さらに、強制連行に関して、「報告」では、慰安所の設置について「軍の「指示」は確認できない」としてこれを受け入れず、「「要望」との表現を提案した」とある。これが河野談話では「軍当局の要請により」という表現になるのだが、慰安所を軍が設置したというのは、当時においても資料的に明らかになっていることから「業者は手足として使われたのであり、主役は軍」だった、と吉見は慰安婦問題における軍の位置づけ示し、河野談話では軍の責任に関して、やや曖昧な表現をとっているが、本来は「本件は、当時の軍が、多数の女性の名誉と尊厳を深く傷つけた問題である」とすべきであると主張した。また、当時刑法上の重い罪であったにもかかわらず、誘拐または人身売買の被害に遭った女性を解放せずに、被害女性を軍の施設に入れ、軍人の性の相手をさせ、かつ業者を逮捕しなかったことは、軍の重大な責任であったとし、「日本側は、事実を直視せず、重大な人権侵害を行った主体は誰であるかということをあいまいにしていたということが、「報告」によって確認」されたとする。
 以上のように、吉見は今回の検証によって河野談話の無力化を図る主張の根拠が否定されたこと、日本政府の歴史を直視しない姿勢が明らかになったことは検証の意義であるとしつつ、この検証での問題点をいくつか挙げている。
 第一に、強制連行について、河野談話作成までにスマラン事件等「軍による暴行・脅迫を用いた連行を裏付ける資料がある」にもかかわらず、「報告」では「一連の調査を通じて得られた認識は、いわゆる「強制連行」は確認できないというものであった」と記述されていることを受け、「朝鮮半島での徴募状況ではなく、全体の徴募状況を説明したところにある「慰安婦の募集については、……官憲等が直接これに加担したことがあったことも明らかになった」という記述を否定しようとするもの」であるから、「安部首相の主張に従い、きちんとした検証をすることを避けたといわれてもしかたがない」とした点である。
 第二に、日本側の解釈を一方的に公表した点である。
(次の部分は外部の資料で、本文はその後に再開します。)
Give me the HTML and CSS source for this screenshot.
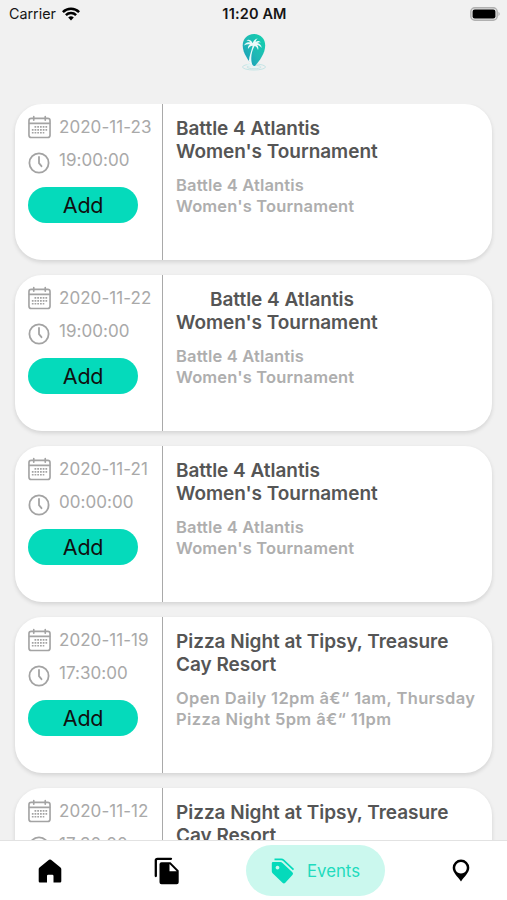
FILE: index.html
```html
<!DOCTYPE html>
<html lang="en">
<head>
<meta charset="utf-8">
<title>Events</title>
<link rel="stylesheet" href="styles.css">
</head>
<body>
<svg width="0" height="0" class="defs" aria-hidden="true">
  <symbol id="calendar" viewBox="0 0 24 24">
    <g fill="none" stroke="currentColor" stroke-width="1.7" stroke-linecap="round">
      <rect x="1" y="3" width="22" height="20" rx="2.4"/>
      <path d="M1.500 8.200h21M6 1v4M18 1v4"/>
    </g>
    <path d="M6.800 11.800H20M4 14.900h16M4 18h13" fill="none" stroke="currentColor" stroke-width="1.800" stroke-dasharray="1.800 1.050"/>
  </symbol>
  <symbol id="clock" viewBox="0 0 22 22">
    <g fill="none" stroke="currentColor" stroke-width="1.800" stroke-linecap="round" stroke-linejoin="round">
      <circle cx="11" cy="11" r="9.600"/>
      <path d="M11 5v6.200l2.500 3"/>
    </g>
  </symbol>
</svg>
<div class="screen">
  <header class="status">
    <div class="carrier"><span>Carrier</span>
      <svg width="18" height="14" viewBox="0 0 18 14"><g fill="none" stroke="#000" stroke-width="2.5"><path d="M.9 5.1a11.5 11.5 0 0 1 16.2 0"/><path d="M3.9 8.2a7.2 7.2 0 0 1 10.2 0"/></g><path d="M6.2 10.5a4 4 0 0 1 5.6 0L9 13.5z"/></svg>
    </div>
    <div class="time">11:20 AM</div>
    <svg class="battery" width="31" height="14" viewBox="0 0 31 14"><rect x=".8" y=".8" width="26.4" height="12.4" rx="4" fill="#e2e2e2" stroke="#b0b0b0" stroke-width="1.4"/><rect x="2.6" y="2.6" width="22.8" height="8.8" rx="2.2"/><path d="M28.5 4.8q2.4 2.2 0 4.4z" fill="#aaa"/></svg>
  </header>
  <div class="brand">
    <svg width="26" height="40" viewBox="0 0 26 40">
      <defs><linearGradient id="pin" x1="1" y1="0" x2="0" y2="1"><stop offset="0" stop-color="#12d3ad"/><stop offset=".55" stop-color="#20b7b5"/><stop offset="1" stop-color="#1796bb"/></linearGradient></defs>
      <g fill="none" stroke="#c5e5e6" stroke-width="1"><ellipse cx="13" cy="34" rx="11.5" ry="3"/><ellipse cx="13" cy="34" rx="7" ry="1.7"/></g>
      <path d="M13 1C6 1 1.7 6.2 1.7 12.5 1.7 20 7.5 28 11.8 32.4q1.3 1 2.6 0C18.5 28 24.2 20 24.2 12.5 24.2 6.2 20 1 13 1z" fill="url(#pin)"/>
      <path d="M11.7 10.2C9.8 6.4 7 6.2 5.4 7.4c2-.1 3.2.7 4 2C6.3 8.5 4 10 3 12.6c2-1.3 4-1.6 6-1.2-1.6 1-2.3 2.5-2 4.5 1-1.8 2.6-3 4.7-3.2C10.2 19 7.8 24 8 28c.8 2.3 2 3.8 3.6 4.6C9 26 10.5 18 13.6 12.9c1.9.6 2.8 2.1 3.4 4.1.7-2.1.2-3.700-.9-4.900 1.700.3 3.200 1.200 4.500 2.900-.1-2.600-1.800-4.500-4.400-4.900 1.300-.9 2.500-1 4-.4-1.700-2-3.900-2.200-5.500-.7.100-1.500.8-2.600 2-3.500-2.400.2-4 1.900-5 4.700z" fill="#fff" opacity=".92"/>
      <path d="M5 32q4-2 7 .5t9 .5q-5 4-16-1z" fill="#e3f5f5"/>
    </svg>
  </div>
  <main class="list">
    <article class="card">
      <div class="when">
        <div class="row date"><svg class="cal"><use href="#calendar"/></svg><span>2020-11-23</span></div>
        <div class="row hour"><svg class="clk"><use href="#clock"/></svg><span>19:00:00</span></div>
        <button class="add">Add</button>
      </div>
      <div class="info"><h2>Battle 4 Atlantis<br>Women's Tournament</h2><p>Battle 4 Atlantis<br>Women's Tournament</p></div>
    </article>
    <article class="card">
      <div class="when">
        <div class="row date"><svg class="cal"><use href="#calendar"/></svg><span>2020-11-22</span></div>
        <div class="row hour"><svg class="clk"><use href="#clock"/></svg><span>19:00:00</span></div>
        <button class="add">Add</button>
      </div>
      <div class="info"><h2 class="indent">Battle 4 Atlantis<br>Women's Tournament</h2><p>Battle 4 Atlantis<br>Women's Tournament</p></div>
    </article>
    <article class="card">
      <div class="when">
        <div class="row date"><svg class="cal"><use href="#calendar"/></svg><span>2020-11-21</span></div>
        <div class="row hour"><svg class="clk"><use href="#clock"/></svg><span>00:00:00</span></div>
        <button class="add">Add</button>
      </div>
      <div class="info"><h2>Battle 4 Atlantis<br>Women's Tournament</h2><p>Battle 4 Atlantis<br>Women's Tournament</p></div>
    </article>
    <article class="card">
      <div class="when">
        <div class="row date"><svg class="cal"><use href="#calendar"/></svg><span>2020-11-19</span></div>
        <div class="row hour"><svg class="clk"><use href="#clock"/></svg><span>17:30:00</span></div>
        <button class="add">Add</button>
      </div>
      <div class="info"><h2>Pizza Night at Tipsy, Treasure<br>Cay Resort</h2><p class="hours">Open Daily 12pm â€“ 1am, Thursday<br>Pizza Night 5pm â€“ 11pm</p></div>
    </article>
    <article class="card">
      <div class="when">
        <div class="row date"><svg class="cal"><use href="#calendar"/></svg><span>2020-11-12</span></div>
        <div class="row hour"><svg class="clk"><use href="#clock"/></svg><span>17:30:00</span></div>
      </div>
      <div class="info"><h2>Pizza Night at Tipsy, Treasure<br>Cay Resort</h2></div>
    </article>
  </main>
  <nav class="tabs">
    <a class="tab home"><svg width="24" height="24" viewBox="0 0 24 24"><path d="M11 .8q1-.8 2 0l9.5 7.700q.8.700.8 1.700v12q0 1.200-1.200 1.200H15.500v-6.500q0-1.200-1.200-1.200H10.200q-1.200 0-1.200 1.200v6.500H1.900Q.7 23.400.7 22.200v-12q0-1 .8-1.700z"/></svg></a>
    <a class="tab docs"><svg width="26" height="28" viewBox="0 0 26 28"><path d="M1.8 19V3.500q0-1.700 1.700-1.700H17" fill="none" stroke="#000" stroke-width="2.300" stroke-linecap="round"/><path fill-rule="evenodd" d="M7.500 5.200H16.500L24.700 13.400V25.200q0 2-2 2H7.500q-2 0-2-2v-18q0-2 2-2zM15.500 7v7.200h7.200z"/></svg></a>
    <a class="tab active"><svg width="24" height="26" viewBox="0 0 24 26"><path d="M3.500 1.400H10.300q1.300 0 2.400 1L22.500 11.700" fill="none" stroke="#05dabb" stroke-width="1.700"/><path fill="#05dabb" fill-rule="evenodd" d="M2 4H9.300q1.200 0 2.200.9L21.400 14.200q1.400 1.400 0 2.800L14.300 24.800q-1.400 1.200-2.800 0L1.600 15.200Q.8 14.400.8 13.200V5.200Q.8 4 2 4zM6.500 7.700a1.900 1.900 0 1 0 .01 0z"/></svg><span>Events</span></a>
    <a class="tab place"><svg width="18" height="23" viewBox="0 0 18 23"><path fill-rule="evenodd" d="M9 .5A8.300 8.300 0 0 0 .7 8.800C.7 13.500 5.500 17.500 9 22.500c3.500-5 8.300-9 8.300-13.700A8.300 8.300 0 0 0 9 .5zM9 3a5.800 5.800 0 1 1-.01 0z"/></svg></a>
  </nav>
</div>
</body>
</html>
```
FILE: styles.css
```css
* { box-sizing: border-box; }
body {
  margin: 0;
  font-family: Inter, "Liberation Sans", sans-serif;
  background: #f1f1f1;
}
.defs { display: block; height: 0; }
.screen {
  width: 507px;
  height: 900px;
  display: flex;
  flex-direction: column;
  overflow: hidden;
}
.status {
  height: 27px;
  display: grid;
  grid-template-columns: 1fr auto 1fr;
  align-items: center;
  padding: 0 6px 0 9px;
  color: #151515;
}
.carrier { display: flex; align-items: center; gap: 6px; font-size: 14.3px; line-height: 26px; }
.time { margin-right: 1px; font-size: 14.5px; font-weight: 600; letter-spacing: .15px; }
.battery { justify-self: end; }
.brand { height: 77px; padding-top: 6px; text-align: center; }
.list {
  flex: 1;
  min-height: 0;
  overflow: hidden;
  padding: 0 15px;
}
.card {
  display: flex;
  height: 156px;
  margin-bottom: 15px;
  background: #fff;
  border-radius: 27px;
  box-shadow: 0 2px 4px rgba(0, 0, 0, .13);
}
.when {
  width: 148px;
  padding: 11px 0 0 13px;
  border-right: 1px solid #a9a9a9;
}
.row { display: flex; color: #a9a9a9; font-size: 17px; line-height: 24px; letter-spacing: .05px; white-space: nowrap; }
.date { height: 35px; }
.hour { height: 37px; }
.cal { width: 23px; height: 24px; margin-right: 8px; color: #a3a3a3; }
.clk { width: 22px; height: 22px; margin: 2px 9px 0 0; color: #a3a3a3; }
.hour span { margin-top: -2px; }
.add {
  display: block;
  width: 110px;
  height: 36px;
  padding: 0;
  border: 0;
  border-radius: 18px;
  background: #05dabb;
  color: #101010;
  font: 400 21.5px/37px Inter, "Liberation Sans", sans-serif;
  letter-spacing: -.3px;
}
.info { padding: 13px 0 0 13px; white-space: nowrap; }
h2 { margin: 0; font-size: 19px; line-height: 23px; font-weight: 600; letter-spacing: -.03px; color: #555; }
.indent { text-indent: 34px; }
p { margin: 12px 0 0; font-size: 16.5px; line-height: 20.5px; font-weight: 600; letter-spacing: .15px; color: #aeaeae; }
.hours { letter-spacing: .37px; }
.tabs {
  height: 60px;
  display: grid;
  grid-template-columns: 100px 133px 152px 1fr;
  align-items: center;
  background: #fff;
  border-top: 1px solid #e2e2e2;
}
.tab { display: flex; align-items: center; justify-content: center; }
.active {
  justify-self: end;
  width: 139px;
  height: 51px;
  gap: 12px;
  border-radius: 26px;
  background: #cbf8ee;
  color: #20dbbd;
  font-size: 16.8px;
}
.place { padding-left: 30px; }
```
現在、元慰安婦への補償をめぐる問題に関して、日韓間では、日本政府が一九六五年に締結した日韓請求権協定で解決済みだとする主張と、韓国政府の植民地支配に直結した不法行為や重大な人権侵害などに対する賠償請求権の問題は日韓請求権協定では解決していないとする主張が対立している。「報告」結果の③では、金泳三が「金銭的な補償は求めない方針」だといった記述がくりかえしでてくるため、吉見は、「政府の検証の大きな目的の一つが、このように述べて韓国政府を牽制することだったのだろう」と推測した。そしてそのように日本側の解釈を一方的に公表したことで慰安婦問題は解決しないとし、「被害者が何を望んでいるか、という原点に立って、解決策をさぐるべき問題」として検証の問題点の一つとした。
 第三に、河野談話を継承するというのであれば、河野談話を否定する言動を政府として反論すること、中学の歴史の教科書から慰安婦が削除されたことを踏まえ歴史教育の場に慰安婦をとりいれること、河野談話作成に用いた資料を公開することなどが課題であるとした。